Once you run this webserver on your computer, you'll be able to connect to it from your web browser and have it serve web pages and images to your browser.

A quick note on the Right Thing™

Although we're implementing this in NodeJS, we're actually doing it the difficult, improper way. We're reinventing the wheel for learning and demonstration purposes.

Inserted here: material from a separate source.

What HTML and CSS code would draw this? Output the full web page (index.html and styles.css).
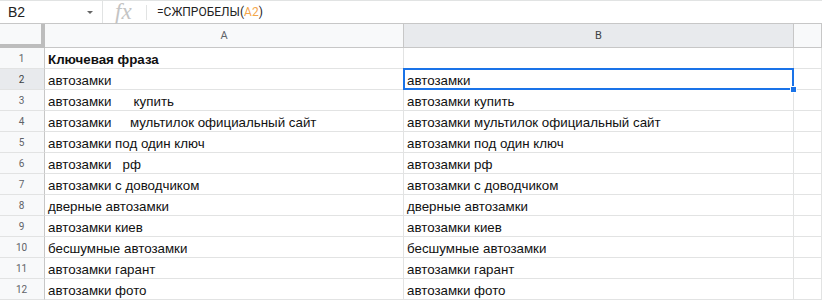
FILE: index.html
```html
<!DOCTYPE html>
<html lang="ru">
<head>
  <meta charset="UTF-8">
  <title>Таблица</title>
  <link rel="stylesheet" href="styles.css">
</head>
<body>
  <div class="formula-bar">
    <div class="name-box">
      <span class="cell-ref">B2</span>
      <span class="caret"></span>
    </div>
    <div class="fx">fx</div>
    <div class="formula">=СЖПРОБЕЛЫ(<span class="ref">A2</span>)</div>
  </div>

  <div class="sheet">
    <div class="row head-row">
      <div class="corner"></div>
      <div class="col-head col-a">A</div>
      <div class="col-head col-b selected">B</div>
      <div class="col-head col-c"></div>
    </div>

    <div class="row">
      <div class="row-head">1</div>
      <div class="cell col-a bold">Ключевая фраза</div>
      <div class="cell col-b"></div>
      <div class="cell col-c"></div>
    </div>
    <div class="row">
      <div class="row-head selected">2</div>
      <div class="cell col-a">автозамки</div>
      <div class="cell col-b active">автозамки<span class="handle"></span></div>
      <div class="cell col-c"></div>
    </div>
    <div class="row">
      <div class="row-head">3</div>
      <div class="cell col-a">автозамки      купить</div>
      <div class="cell col-b">автозамки купить</div>
      <div class="cell col-c"></div>
    </div>
    <div class="row">
      <div class="row-head">4</div>
      <div class="cell col-a">автозамки     мультилок официальный сайт</div>
      <div class="cell col-b">автозамки мультилок официальный сайт</div>
      <div class="cell col-c"></div>
    </div>
    <div class="row">
      <div class="row-head">5</div>
      <div class="cell col-a">автозамки под один ключ</div>
      <div class="cell col-b">автозамки под один ключ</div>
      <div class="cell col-c"></div>
    </div>
    <div class="row">
      <div class="row-head">6</div>
      <div class="cell col-a">автозамки   рф</div>
      <div class="cell col-b">автозамки рф</div>
      <div class="cell col-c"></div>
    </div>
    <div class="row">
      <div class="row-head">7</div>
      <div class="cell col-a">автозамки с доводчиком</div>
      <div class="cell col-b">автозамки с доводчиком</div>
      <div class="cell col-c"></div>
    </div>
    <div class="row">
      <div class="row-head">8</div>
      <div class="cell col-a">дверные автозамки</div>
      <div class="cell col-b">дверные автозамки</div>
      <div class="cell col-c"></div>
    </div>
    <div class="row">
      <div class="row-head">9</div>
      <div class="cell col-a">автозамки киев</div>
      <div class="cell col-b">автозамки киев</div>
      <div class="cell col-c"></div>
    </div>
    <div class="row">
      <div class="row-head">10</div>
      <div class="cell col-a">бесшумные автозамки</div>
      <div class="cell col-b">бесшумные автозамки</div>
      <div class="cell col-c"></div>
    </div>
    <div class="row">
      <div class="row-head">11</div>
      <div class="cell col-a">автозамки гарант</div>
      <div class="cell col-b">автозамки гарант</div>
      <div class="cell col-c"></div>
    </div>
    <div class="row">
      <div class="row-head">12</div>
      <div class="cell col-a">автозамки фото</div>
      <div class="cell col-b">автозамки фото</div>
      <div class="cell col-c"></div>
    </div>
  </div>
</body>
</html>
```

FILE: styles.css
```css
* {
  margin: 0;
  padding: 0;
  box-sizing: border-box;
}

body {
  width: 822px;
  height: 301px;
  overflow: hidden;
  background: #fff;
  font-family: Arial, "Liberation Sans", sans-serif;
  color: #111;
}

/* Formula bar */
.formula-bar {
  display: flex;
  align-items: center;
  height: 24px;
  border-top: 1px solid #e1e3e3;
  border-bottom: 1px solid #c7c7c7;
}

.name-box {
  display: flex;
  align-items: center;
  width: 103px;
  height: 100%;
  padding-left: 8px;
  border-right: 1px solid #e1e3e3;
  font-family: Arial, "Liberation Sans", sans-serif;
  font-size: 14px;
  color: #222;
}

.cell-ref {
  flex: 1;
}

.caret {
  width: 0;
  height: 0;
  margin-right: 9px;
  border-left: 3px solid transparent;
  border-right: 3px solid transparent;
  border-top: 3px solid #666;
}

.fx {
  width: 44px;
  height: 15px;
  padding-left: 12px;
  border-right: 1px solid #e1e3e3;
  font-family: "Liberation Serif", serif;
  font-style: italic;
  font-size: 23px;
  line-height: 13px;
  color: #c4c4c4;
}

.formula {
  padding-left: 10px;
  font-family: Roboto, Arial, sans-serif;
  font-size: 12px;
  color: #222;
}

.formula .ref {
  color: #f4a64a;
}

/* Grid */
.row {
  display: flex;
  height: 21px;
}

.head-row {
  height: 24px;
}

.corner {
  width: 45px;
  flex-shrink: 0;
  background: #f8f9fa;
  border-right: 4px solid #bdbdbd;
  border-bottom: 4px solid #bdbdbd;
}

.col-head {
  display: flex;
  align-items: center;
  justify-content: center;
  background: #f8f9fa;
  border-right: 1px solid #c7c7c7;
  border-bottom: 1px solid #c7c7c7;
  font-family: Roboto, Arial, sans-serif;
  font-size: 11px;
  color: #5f6368;
}

.col-head.selected {
  background: #e8eaed;
  color: #3c4043;
}

.col-a {
  width: 359px;
  flex-shrink: 0;
}

.col-b {
  width: 390px;
  flex-shrink: 0;
}

.col-c {
  flex: 1;
}

.row-head {
  display: flex;
  align-items: center;
  justify-content: center;
  width: 45px;
  flex-shrink: 0;
  padding-right: 1px;
  background: #f8f9fa;
  border-right: 1px solid #c7c7c7;
  border-bottom: 1px solid #e2e3e3;
  font-family: Roboto, Arial, sans-serif;
  font-size: 10px;
  color: #5f6368;
}

.row-head.selected {
  background: #e8eaed;
  color: #3c4043;
}

.cell {
  position: relative;
  display: flex;
  align-items: center;
  padding: 2px 3px 0 3px;
  border-right: 1px solid #e2e3e3;
  border-bottom: 1px solid #e2e3e3;
  font-size: 13.33px;
  white-space: pre;
  overflow: hidden;
}

.cell.bold {
  font-weight: bold;
}

.cell.active {
  overflow: visible;
}

/* selection outline */
.cell.active::before {
  content: "";
  position: absolute;
  left: -1px;
  top: -1px;
  right: -1px;
  bottom: -1px;
  border: 2px solid #1a73e8;
}

.handle {
  position: absolute;
  right: -4px;
  bottom: -4px;
  width: 7px;
  height: 7px;
  background: #1a73e8;
  border: 1px solid #fff;
  z-index: 2;
}
```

For real life, there are libraries that help writing webservers in NodeJS, and those are what you'd be more likely to use. (See Connect and Serve Static.) But using those is too simple to learn anything from, so we'll roll our own for fun.

General attack plan

The basic approach is this:

Listen for incoming connections.
When one arrives, examine it to determine the file that is requested.
Make sure the file exists. If not, return a 404.
As a bonus, check if the file is a directory. If it is, try adding a "/index.html" to the end to see if that file exists. If not, return a 404.
If the file exists, look at its extension (e.g. ".html" or ".js") and determine it's MIME type for the response (e.g. text/html or application/javascript).
Read the file into memory.
Write a 200 (success) response header with the MIME type, and write the file into the response.
Kick up your heels and have a pint for a job well-done.
Return to step 1.

And just keep doing that forever.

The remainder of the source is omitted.